What to work on
Would you write out the listing verbatim and skip every picture in it?
Start of Data excerpt
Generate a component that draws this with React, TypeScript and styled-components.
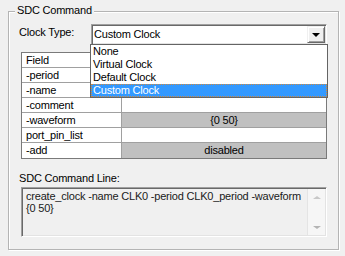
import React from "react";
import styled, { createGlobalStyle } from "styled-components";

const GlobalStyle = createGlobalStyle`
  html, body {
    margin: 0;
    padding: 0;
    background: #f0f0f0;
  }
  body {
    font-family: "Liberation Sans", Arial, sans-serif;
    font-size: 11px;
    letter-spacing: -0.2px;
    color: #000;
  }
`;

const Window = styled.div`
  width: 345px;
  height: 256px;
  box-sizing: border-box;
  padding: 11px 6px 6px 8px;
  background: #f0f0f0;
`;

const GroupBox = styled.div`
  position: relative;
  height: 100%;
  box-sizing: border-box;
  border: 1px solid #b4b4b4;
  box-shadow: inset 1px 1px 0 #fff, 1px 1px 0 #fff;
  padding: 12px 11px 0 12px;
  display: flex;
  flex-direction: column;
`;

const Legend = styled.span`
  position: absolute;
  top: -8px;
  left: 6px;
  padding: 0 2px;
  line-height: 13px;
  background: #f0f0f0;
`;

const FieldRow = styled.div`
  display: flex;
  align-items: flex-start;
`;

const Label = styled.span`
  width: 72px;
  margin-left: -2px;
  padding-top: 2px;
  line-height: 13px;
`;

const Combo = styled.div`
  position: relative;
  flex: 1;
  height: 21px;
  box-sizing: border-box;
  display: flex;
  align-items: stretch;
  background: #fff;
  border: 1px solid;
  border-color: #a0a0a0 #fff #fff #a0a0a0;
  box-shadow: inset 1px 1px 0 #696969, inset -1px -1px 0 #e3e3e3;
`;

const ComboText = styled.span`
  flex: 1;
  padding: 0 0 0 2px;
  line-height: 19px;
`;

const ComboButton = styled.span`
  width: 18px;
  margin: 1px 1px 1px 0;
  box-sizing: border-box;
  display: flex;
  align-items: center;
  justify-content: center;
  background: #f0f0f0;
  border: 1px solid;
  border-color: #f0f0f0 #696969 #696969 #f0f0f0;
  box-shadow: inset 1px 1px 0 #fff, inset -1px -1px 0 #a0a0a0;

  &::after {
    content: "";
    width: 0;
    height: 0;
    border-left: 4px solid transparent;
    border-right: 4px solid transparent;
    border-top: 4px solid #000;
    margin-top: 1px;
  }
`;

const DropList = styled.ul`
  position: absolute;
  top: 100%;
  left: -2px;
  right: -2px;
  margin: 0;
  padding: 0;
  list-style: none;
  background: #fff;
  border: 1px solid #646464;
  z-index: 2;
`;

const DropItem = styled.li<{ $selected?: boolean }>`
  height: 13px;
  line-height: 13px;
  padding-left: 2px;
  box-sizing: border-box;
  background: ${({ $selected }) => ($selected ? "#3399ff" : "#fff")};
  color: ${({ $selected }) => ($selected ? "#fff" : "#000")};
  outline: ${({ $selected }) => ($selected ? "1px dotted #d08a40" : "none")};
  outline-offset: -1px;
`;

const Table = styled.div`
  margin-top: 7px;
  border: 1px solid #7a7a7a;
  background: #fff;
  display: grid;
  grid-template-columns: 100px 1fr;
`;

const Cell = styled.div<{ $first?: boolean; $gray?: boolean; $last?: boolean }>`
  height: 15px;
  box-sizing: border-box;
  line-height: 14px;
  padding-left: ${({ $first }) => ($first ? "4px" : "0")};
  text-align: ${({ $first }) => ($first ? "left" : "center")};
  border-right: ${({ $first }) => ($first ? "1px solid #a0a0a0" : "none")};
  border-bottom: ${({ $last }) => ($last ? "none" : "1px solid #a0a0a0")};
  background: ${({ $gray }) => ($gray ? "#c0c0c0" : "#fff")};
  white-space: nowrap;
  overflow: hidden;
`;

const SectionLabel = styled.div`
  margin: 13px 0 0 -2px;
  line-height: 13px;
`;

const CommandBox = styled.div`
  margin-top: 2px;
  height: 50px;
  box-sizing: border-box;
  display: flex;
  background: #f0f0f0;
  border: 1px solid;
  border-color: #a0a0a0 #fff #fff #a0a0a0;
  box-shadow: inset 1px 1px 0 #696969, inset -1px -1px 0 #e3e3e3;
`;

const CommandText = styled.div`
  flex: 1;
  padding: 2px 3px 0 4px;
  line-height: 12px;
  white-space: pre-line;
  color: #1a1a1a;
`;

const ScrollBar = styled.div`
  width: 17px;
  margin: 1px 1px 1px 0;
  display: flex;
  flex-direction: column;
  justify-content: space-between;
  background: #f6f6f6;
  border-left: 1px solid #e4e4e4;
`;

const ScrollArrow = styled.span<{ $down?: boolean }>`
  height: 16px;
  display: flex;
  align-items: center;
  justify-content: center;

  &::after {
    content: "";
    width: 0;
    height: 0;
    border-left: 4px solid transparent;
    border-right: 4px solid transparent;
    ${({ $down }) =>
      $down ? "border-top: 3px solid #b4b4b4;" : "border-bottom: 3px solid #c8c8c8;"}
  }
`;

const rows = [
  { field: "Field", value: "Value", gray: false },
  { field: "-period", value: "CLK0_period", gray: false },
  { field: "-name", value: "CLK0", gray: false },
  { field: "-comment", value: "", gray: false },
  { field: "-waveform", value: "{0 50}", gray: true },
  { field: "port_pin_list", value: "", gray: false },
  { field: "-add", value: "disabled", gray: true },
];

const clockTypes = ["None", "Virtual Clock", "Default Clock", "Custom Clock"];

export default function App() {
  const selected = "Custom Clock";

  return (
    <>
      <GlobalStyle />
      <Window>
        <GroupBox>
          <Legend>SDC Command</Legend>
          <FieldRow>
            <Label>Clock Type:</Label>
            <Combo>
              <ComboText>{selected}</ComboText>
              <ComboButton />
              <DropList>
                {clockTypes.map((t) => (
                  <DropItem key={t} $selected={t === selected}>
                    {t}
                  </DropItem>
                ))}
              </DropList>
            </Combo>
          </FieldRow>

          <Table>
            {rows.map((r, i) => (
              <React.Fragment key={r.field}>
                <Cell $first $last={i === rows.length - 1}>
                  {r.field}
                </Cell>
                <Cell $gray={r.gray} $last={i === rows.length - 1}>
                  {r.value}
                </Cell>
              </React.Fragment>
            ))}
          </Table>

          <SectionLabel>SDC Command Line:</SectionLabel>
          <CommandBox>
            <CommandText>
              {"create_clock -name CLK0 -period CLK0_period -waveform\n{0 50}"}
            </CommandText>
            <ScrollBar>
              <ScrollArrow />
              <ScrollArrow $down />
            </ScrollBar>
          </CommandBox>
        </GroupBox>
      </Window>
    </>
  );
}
End of Data excerpt
Solution to this task
Generate a component that draws this with React, TypeScript and styled-components.
import React from "react";
import styled, { createGlobalStyle } from "styled-components";

const GlobalStyle = createGlobalStyle`
  html, body {
    margin: 0;
    padding: 0;
    background: #f0f0f0;
  }
  body {
    font-family: "Liberation Sans", Arial, sans-serif;
    font-size: 11px;
    letter-spacing: -0.2px;
    color: #000;
  }
`;

const Window = styled.div`
  width: 345px;
  height: 256px;
  box-sizing: border-box;
  padding: 11px 6px 6px 8px;
  background: #f0f0f0;
`;

const GroupBox = styled.div`
  position: relative;
  height: 100%;
  box-sizing: border-box;
  border: 1px solid #b4b4b4;
  box-shadow: inset 1px 1px 0 #fff, 1px 1px 0 #fff;
  padding: 12px 11px 0 12px;
  display: flex;
  flex-direction: column;
`;

const Legend = styled.span`
  position: absolute;
  top: -8px;
  left: 6px;
  padding: 0 2px;
  line-height: 13px;
  background: #f0f0f0;
`;

const FieldRow = styled.div`
  display: flex;
  align-items: flex-start;
`;

const Label = styled.span`
  width: 72px;
  margin-left: -2px;
  padding-top: 2px;
  line-height: 13px;
`;

const Combo = styled.div`
  position: relative;
  flex: 1;
  height: 21px;
  box-sizing: border-box;
  display: flex;
  align-items: stretch;
  background: #fff;
  border: 1px solid;
  border-color: #a0a0a0 #fff #fff #a0a0a0;
  box-shadow: inset 1px 1px 0 #696969, inset -1px -1px 0 #e3e3e3;
`;

const ComboText = styled.span`
  flex: 1;
  padding: 0 0 0 2px;
  line-height: 19px;
`;

const ComboButton = styled.span`
  width: 18px;
  margin: 1px 1px 1px 0;
  box-sizing: border-box;
  display: flex;
  align-items: center;
  justify-content: center;
  background: #f0f0f0;
  border: 1px solid;
  border-color: #f0f0f0 #696969 #696969 #f0f0f0;
  box-shadow: inset 1px 1px 0 #fff, inset -1px -1px 0 #a0a0a0;

  &::after {
    content: "";
    width: 0;
    height: 0;
    border-left: 4px solid transparent;
    border-right: 4px solid transparent;
    border-top: 4px solid #000;
    margin-top: 1px;
  }
`;

const DropList = styled.ul`
  position: absolute;
  top: 100%;
  left: -2px;
  right: -2px;
  margin: 0;
  padding: 0;
  list-style: none;
  background: #fff;
  border: 1px solid #646464;
  z-index: 2;
`;

const DropItem = styled.li<{ $selected?: boolean }>`
  height: 13px;
  line-height: 13px;
  padding-left: 2px;
  box-sizing: border-box;
  background: ${({ $selected }) => ($selected ? "#3399ff" : "#fff")};
  color: ${({ $selected }) => ($selected ? "#fff" : "#000")};
  outline: ${({ $selected }) => ($selected ? "1px dotted #d08a40" : "none")};
  outline-offset: -1px;
`;

const Table = styled.div`
  margin-top: 7px;
  border: 1px solid #7a7a7a;
  background: #fff;
  display: grid;
  grid-template-columns: 100px 1fr;
`;

const Cell = styled.div<{ $first?: boolean; $gray?: boolean; $last?: boolean }>`
  height: 15px;
  box-sizing: border-box;
  line-height: 14px;
  padding-left: ${({ $first }) => ($first ? "4px" : "0")};
  text-align: ${({ $first }) => ($first ? "left" : "center")};
  border-right: ${({ $first }) => ($first ? "1px solid #a0a0a0" : "none")};
  border-bottom: ${({ $last }) => ($last ? "none" : "1px solid #a0a0a0")};
  background: ${({ $gray }) => ($gray ? "#c0c0c0" : "#fff")};
  white-space: nowrap;
  overflow: hidden;
`;

const SectionLabel = styled.div`
  margin: 13px 0 0 -2px;
  line-height: 13px;
`;

const CommandBox = styled.div`
  margin-top: 2px;
  height: 50px;
  box-sizing: border-box;
  display: flex;
  background: #f0f0f0;
  border: 1px solid;
  border-color: #a0a0a0 #fff #fff #a0a0a0;
  box-shadow: inset 1px 1px 0 #696969, inset -1px -1px 0 #e3e3e3;
`;

const CommandText = styled.div`
  flex: 1;
  padding: 2px 3px 0 4px;
  line-height: 12px;
  white-space: pre-line;
  color: #1a1a1a;
`;

const ScrollBar = styled.div`
  width: 17px;
  margin: 1px 1px 1px 0;
  display: flex;
  flex-direction: column;
  justify-content: space-between;
  background: #f6f6f6;
  border-left: 1px solid #e4e4e4;
`;

const ScrollArrow = styled.span<{ $down?: boolean }>`
  height: 16px;
  display: flex;
  align-items: center;
  justify-content: center;

  &::after {
    content: "";
    width: 0;
    height: 0;
    border-left: 4px solid transparent;
    border-right: 4px solid transparent;
    ${({ $down }) =>
      $down ? "border-top: 3px solid #b4b4b4;" : "border-bottom: 3px solid #c8c8c8;"}
  }
`;

const rows = [
  { field: "Field", value: "Value", gray: false },
  { field: "-period", value: "CLK0_period", gray: false },
  { field: "-name", value: "CLK0", gray: false },
  { field: "-comment", value: "", gray: false },
  { field: "-waveform", value: "{0 50}", gray: true },
  { field: "port_pin_list", value: "", gray: false },
  { field: "-add", value: "disabled", gray: true },
];

const clockTypes = ["None", "Virtual Clock", "Default Clock", "Custom Clock"];

export default function App() {
  const selected = "Custom Clock";

  return (
    <>
      <GlobalStyle />
      <Window>
        <GroupBox>
          <Legend>SDC Command</Legend>
          <FieldRow>
            <Label>Clock Type:</Label>
            <Combo>
              <ComboText>{selected}</ComboText>
              <ComboButton />
              <DropList>
                {clockTypes.map((t) => (
                  <DropItem key={t} $selected={t === selected}>
                    {t}
                  </DropItem>
                ))}
              </DropList>
            </Combo>
          </FieldRow>

          <Table>
            {rows.map((r, i) => (
              <React.Fragment key={r.field}>
                <Cell $first $last={i === rows.length - 1}>
                  {r.field}
                </Cell>
                <Cell $gray={r.gray} $last={i === rows.length - 1}>
                  {r.value}
                </Cell>
              </React.Fragment>
            ))}
          </Table>

          <SectionLabel>SDC Command Line:</SectionLabel>
          <CommandBox>
            <CommandText>
              {"create_clock -name CLK0 -period CLK0_period -waveform\n{0 50}"}
            </CommandText>
            <ScrollBar>
              <ScrollArrow />
              <ScrollArrow $down />
            </ScrollBar>
          </CommandBox>
        </GroupBox>
      </Window>
    </>
  );
}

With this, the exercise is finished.